___ Dataset records ___

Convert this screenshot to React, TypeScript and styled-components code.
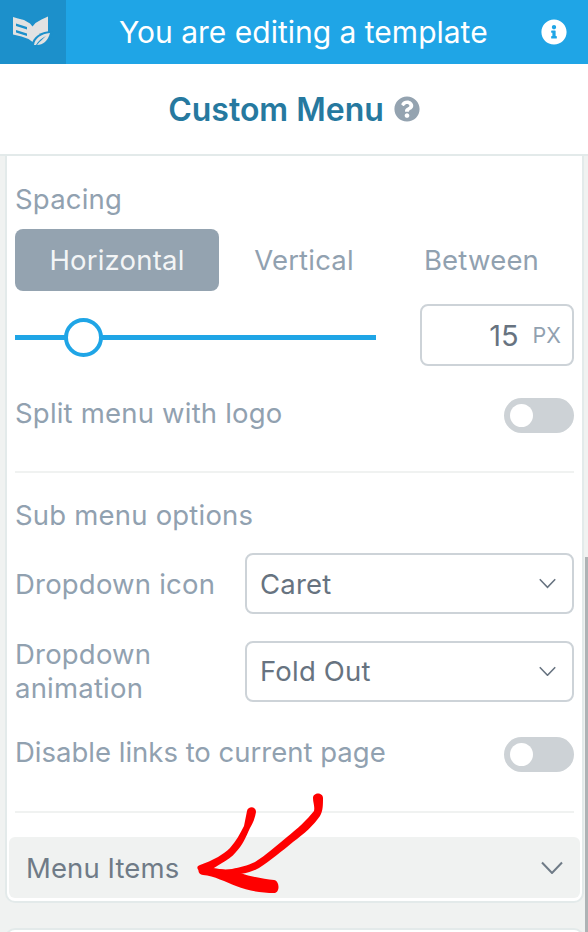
import React from "react";
import styled, { createGlobalStyle } from "styled-components";
import { FaInfoCircle, FaQuestionCircle } from "react-icons/fa";

const GlobalStyle = createGlobalStyle`
  html, body {
    margin: 0;
    padding: 0;
    height: 932px;
    overflow: hidden;
    background: #f0f2f1;
    font-family: "Inter", "Liberation Sans", sans-serif;
  }
  * { box-sizing: border-box; }
`;

const Page = styled.div`
  position: relative;
  width: 588px;
  height: 932px;
  overflow: hidden;
`;

const Header = styled.header`
  display: flex;
  align-items: center;
  height: 64px;
  background: #1fa5e6;
  color: #fff;
`;

const LogoBox = styled.div`
  display: flex;
  align-items: center;
  justify-content: center;
  width: 66px;
  height: 64px;
  background: #1c90cb;
`;

const HeaderText = styled.div`
  flex: 1;
  padding-left: 53px;
  font-size: 30px;
  white-space: nowrap;
`;

const InfoButton = styled.div`
  display: flex;
  margin-right: 21px;
  font-size: 26px;
`;

const TitleBar = styled.div`
  display: flex;
  align-items: center;
  justify-content: center;
  gap: 10px;
  height: 92px;
  background: #fff;
  border-bottom: 2px solid #e3eaea;
`;

const Title = styled.h1`
  margin: 0;
  font-size: 32px;
  font-weight: 600;
  color: #26799f;
`;

const HelpIcon = styled.span`
  display: flex;
  font-size: 26px;
  color: #94a3b0;
`;

const Panel = styled.section`
  margin: 0 4px 0 5px;
  height: 747px;
  background: #fff;
  border: solid #e3eaea;
  border-width: 0 2px 2px;
  border-radius: 0 0 10px 10px;
  padding: 0 2px;
`;

const PanelInner = styled.div`
  padding: 26px 6px 0;
`;

const Label = styled.div`
  font-size: 27.5px;
  letter-spacing: 0.2px;
  line-height: 34px;
  color: #91a1b0;
`;

const ToggleLabel = styled(Label)<{ $tight?: boolean }>`
  margin-bottom: 5px;
  letter-spacing: ${({ $tight }) => ($tight ? "0" : "0.2px")};
`;

const Tabs = styled.div`
  display: grid;
  grid-template-columns: 204px 170px 185px;
  margin-top: 13px;
`;

const Tab = styled.div<{ $active?: boolean }>`
  display: flex;
  align-items: center;
  justify-content: center;
  height: 62px;
  border-radius: 8px;
  font-size: 27.5px;
  letter-spacing: 0.2px;
  color: ${({ $active }) => ($active ? "#f3f5f6" : "#91a1b0")};
  background: ${({ $active }) => ($active ? "#94a3b0" : "transparent")};
`;

const SliderRow = styled.div`
  display: flex;
  align-items: center;
  justify-content: space-between;
  margin-top: 13px;
`;

const SliderTrack = styled.div`
  position: relative;
  width: 361px;
  height: 5px;
  margin-top: 5px;
  background: #1fa5e6;
`;

const SliderThumb = styled.div`
  position: absolute;
  left: 49px;
  top: -17px;
  width: 39px;
  height: 39px;
  border-radius: 50%;
  background: #fff;
  border: 4px solid #1fa5e6;
`;

const NumberBox = styled.div`
  display: flex;
  align-items: center;
  justify-content: flex-end;
  gap: 14px;
  width: 154px;
  height: 62px;
  padding-right: 11px;
  border: 2px solid #cdd3d8;
  border-radius: 8px;
`;

const NumberValue = styled.span`
  font-size: 29px;
  color: #677380;
`;

const NumberUnit = styled.span`
  font-size: 21.5px;
  color: #91a1b0;
`;

const ToggleRow = styled.div<{ $top: number }>`
  display: flex;
  align-items: center;
  justify-content: space-between;
  height: 35px;
  margin-top: ${({ $top }) => $top}px;
`;

const Toggle = styled.div`
  display: flex;
  align-items: center;
  width: 70px;
  height: 35px;
  padding-left: 6px;
  border-radius: 18px;
  background: #cdd2d6;
`;

const ToggleKnob = styled.div`
  width: 23px;
  height: 23px;
  border-radius: 50%;
  background: #fff;
`;

const Divider = styled.div<{ $top: number }>`
  height: 2px;
  margin-top: ${({ $top }) => $top}px;
  background: #f0f2f1;
`;

const SectionLabel = styled(Label)`
  margin-top: 25px;
`;

const SelectRow = styled.div<{ $top: number }>`
  display: grid;
  grid-template-columns: 230px 329px;
  align-items: center;
  margin-top: ${({ $top }) => $top}px;
`;

const Select = styled.div`
  display: flex;
  align-items: center;
  justify-content: space-between;
  height: 61px;
  padding: 0 16px 0 13px;
  border: 2px solid #cdd3d8;
  border-radius: 8px;
  font-size: 27.5px;
  letter-spacing: 0.2px;
  color: #677380;
`;

const Accordion = styled.div`
  display: flex;
  align-items: center;
  justify-content: space-between;
  height: 61px;
  margin-top: 24px;
  padding: 0 17px;
  border-radius: 6px;
  background: #f0f2f1;
  font-size: 27.5px;
  letter-spacing: 0.1px;
  color: #6f7b87;
`;

const NextPanel = styled.div`
  height: 10px;
  margin: 25px 4px 0 5px;
  background: #fff;
  border: solid #e3eaea;
  border-width: 2px 2px 0;
  border-radius: 10px 10px 0 0;
`;

const ScrollThumb = styled.div`
  position: absolute;
  right: 0;
  top: 557px;
  width: 3px;
  height: 375px;
  background: #aeb3b5;
`;

const Annotation = styled.svg`
  position: absolute;
  left: 0;
  top: 0;
  pointer-events: none;
`;

const BookLogo = () => (
  <svg width="40" height="32" viewBox="0 0 40 32">
    <path
      fill="#e2e2e2"
      d="M0 1l5 1.500 6 1.500 6 3.500 2.500 3 3-3.500 6-3.500 6.500-3v17l-6 1.500-5 3.500-3 4.500-5.500-4-7-2.500-8.500-2z"
    />
    <path
      fill="#1c90cb"
      d="M3 7.500l11 3.500 0 2.500-11-3.500zM3 14l11 3.500 0 2.500-11-3.500z"
    />
    <path fill="#1c90cb" d="M18 30c2-9 9-15 22-15-2 11-9 16-18 16z" />
    <path
      fill="#e2e2e2"
      d="M21 29c1-7 7-11 16-12-2 8-7 12-13 12 3-4 6-6 9-9-4 2-8 5-10 9z"
    />
  </svg>
);

const Chevron = ({ size, color }: { size: number; color: string }) => (
  <svg width={size} height={size * 0.62} viewBox="0 0 22 13.600">
    <path
      d="M1 1.500l10 10.500 10-10.500"
      fill="none"
      stroke={color}
      strokeWidth="2"
    />
  </svg>
);

export default function App() {
  return (
    <Page>
      <GlobalStyle />
      <Header>
        <LogoBox>
          <BookLogo />
        </LogoBox>
        <HeaderText>You are editing a template</HeaderText>
        <InfoButton>
          <FaInfoCircle />
        </InfoButton>
      </Header>
      <TitleBar>
        <Title>Custom Menu</Title>
        <HelpIcon>
          <FaQuestionCircle />
        </HelpIcon>
      </TitleBar>
      <Panel>
        <PanelInner>
          <Label>Spacing</Label>
          <Tabs>
            <Tab $active>Horizontal</Tab>
            <Tab>Vertical</Tab>
            <Tab>Between</Tab>
          </Tabs>
          <SliderRow>
            <SliderTrack>
              <SliderThumb />
            </SliderTrack>
            <NumberBox>
              <NumberValue>15</NumberValue>
              <NumberUnit>PX</NumberUnit>
            </NumberBox>
          </SliderRow>
          <ToggleRow $top={32}>
            <ToggleLabel>Split menu with logo</ToggleLabel>
            <Toggle>
              <ToggleKnob />
            </Toggle>
          </ToggleRow>
          <Divider $top={38} />
          <SectionLabel>Sub menu options</SectionLabel>
          <SelectRow $top={21}>
            <Label>Dropdown icon</Label>
            <Select>
              Caret
              <Chevron size={17} color="#677380" />
            </Select>
          </SelectRow>
          <SelectRow $top={23}>
            <Label>
              Dropdown
              <br />
              animation
            </Label>
            <Select>
              Fold Out
              <Chevron size={17} color="#677380" />
            </Select>
          </SelectRow>
          <ToggleRow $top={32}>
            <ToggleLabel $tight>Disable links to current page</ToggleLabel>
            <Toggle>
              <ToggleKnob />
            </Toggle>
          </ToggleRow>
          <Divider $top={39} />
        </PanelInner>
        <Accordion>
          Menu Items
          <Chevron size={22} color="#6f7b87" />
        </Accordion>
      </Panel>
      <NextPanel />
      <ScrollThumb />
      <Annotation width="588" height="932" viewBox="0 0 588 932">
        <g fill="#fe0000">
          <path d="M247 811C248 806 256 806 256 812C255 818 253 823 250 828C246 837 242 846 236 852C232 857 227 860 222 863C216 867 210 870 205 873L200 872C196 868 197 866 200 865C206 863 212 860 218 857C222 854 226 852 230 848C236 841 240 834 244 826C245 821 246 816 247 811Z" />
          <path d="M313 798C313 792 323 792 323 798C323 805 323 811 320 816C314 825 304 834 293 842C282 851 270 861 259 868C250 873 240 875 222 875L205 874L205 867C215 869 224 870 232 869C240 867 247 866 255 862C266 855 276 846 287 837C297 829 307 820 314 811C315 806 313 803 313 798Z" />
          <path d="M203 867C215 868 228 870 240 873C252 877 264 879 274 880C280 881 280 893 274 893C262 893 248 891 236 886C226 882 214 876 203 875C197 874 197 868 203 867Z" />
        </g>
      </Annotation>
    </Page>
  );
}
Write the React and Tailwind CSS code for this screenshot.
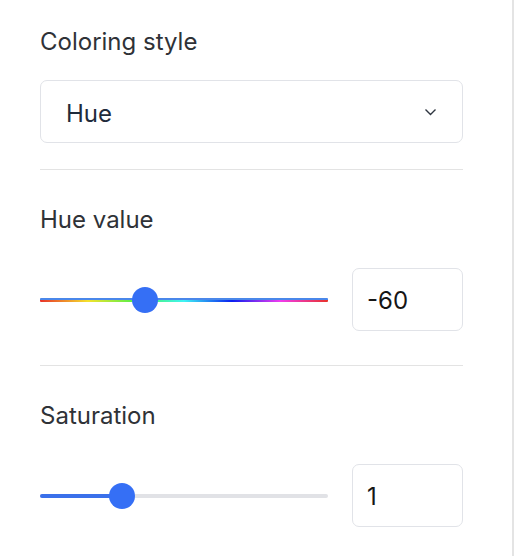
import { useState } from 'react';

const FONT = { fontFamily: 'Inter, "Noto Sans", sans-serif' };

// ─────────────────────────────────────────────────────────────────────────────
// Slider — track + knob, knob sits over the track
// ─────────────────────────────────────────────────────────────────────────────
function Slider({ knobLeft, hue = false, fill = 0 }) {
  return (
    <div className="relative flex-1 h-[26px] flex items-center">
      {hue ? (
        <div className="w-full h-1 flex flex-col overflow-hidden rounded-[1px]">
          <div className="h-[2px] bg-[#4a87ea]" />
          <div className="h-[2px] bg-[linear-gradient(to_right,#e8322a,#f4e22c,#4ff04a,#3ff4f4,#0a1ef0,#f03cf0,#e8322a)]" />
        </div>
      ) : (
        <div className="w-full h-1 rounded-full bg-[#e1e2e6] overflow-hidden">
          <div className="h-full bg-[#3a70ea]" style={{ width: fill }} />
        </div>
      )}
      <div
        className="absolute top-1/2 w-[26px] h-[26px] -translate-x-1/2 -translate-y-1/2 rounded-full bg-[#356ff5]"
        style={{ left: knobLeft }}
      />
    </div>
  );
}

function NumberBox({ value }) {
  return (
    <div className="w-[111px] h-[63px] flex items-center pl-[14px] pt-[2px] border border-[#e1e3e8] rounded-[7px] text-[24px] text-[#161616]">
      {value}
    </div>
  );
}

function Label({ children, className = '' }) {
  return <div className={`h-8 leading-9 text-[24px] text-[#2f3237] ${className}`}>{children}</div>;
}

export default function App() {
  const [style] = useState('Hue');

  return (
    <div className="w-[514px] h-[556px] bg-white border-r-2 border-[#e4e4e4]" style={FONT}>
      <div className="ml-10 w-[423px] pt-6">
        {/* Coloring style */}
        <Label>Coloring style</Label>
        <div className="mt-6 h-[63px] flex items-center justify-between pl-[25px] pr-[25px] border border-[#e1e3e8] rounded-[7px]">
          <span className="pt-[4px] text-[24px] text-[#1f2b3b]">{style}</span>
          <svg width="13" height="8" viewBox="0 0 13 8" fill="none">
            <path d="M1.5 1.5 L6.5 6.5 L11.5 1.5" stroke="#2f3640" strokeWidth="1.4" />
          </svg>
        </div>

        <div className="mt-[26px] h-px bg-[#e3e3e3]" />

        {/* Hue value */}
        <Label className="mt-8">Hue value</Label>
        <div className="mt-[34px] flex items-center gap-6">
          <Slider hue knobLeft={105} />
          <NumberBox value="-60" />
        </div>

        <div className="mt-[34px] h-px bg-[#e3e3e3]" />

        {/* Saturation */}
        <Label className="mt-8">Saturation</Label>
        <div className="mt-[34px] flex items-center gap-6">
          <Slider knobLeft={82} fill={82} />
          <NumberBox value="1" />
        </div>
      </div>
    </div>
  );
}
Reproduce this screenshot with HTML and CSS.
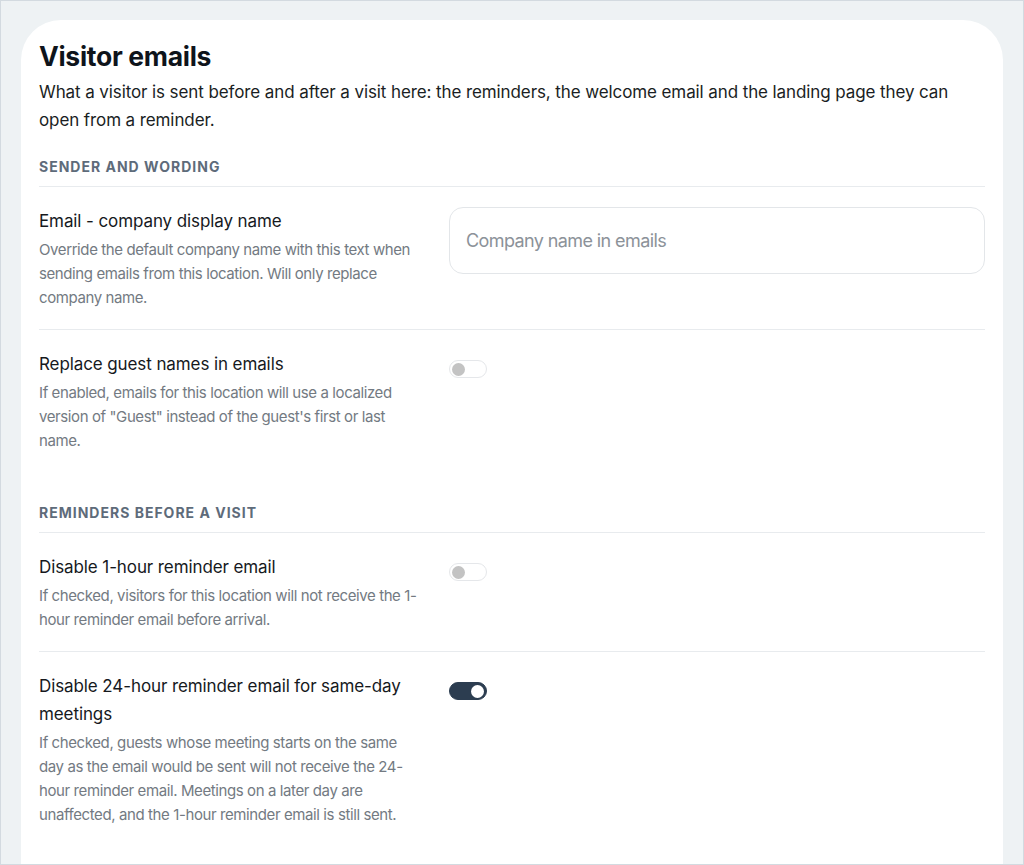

___

Exercise details: Copy every line above in which the string "with" shows up.

Answer:
            <ToggleLabel>Split menu with logo</ToggleLabel>
Reproduce this screenshot with HTML and CSS.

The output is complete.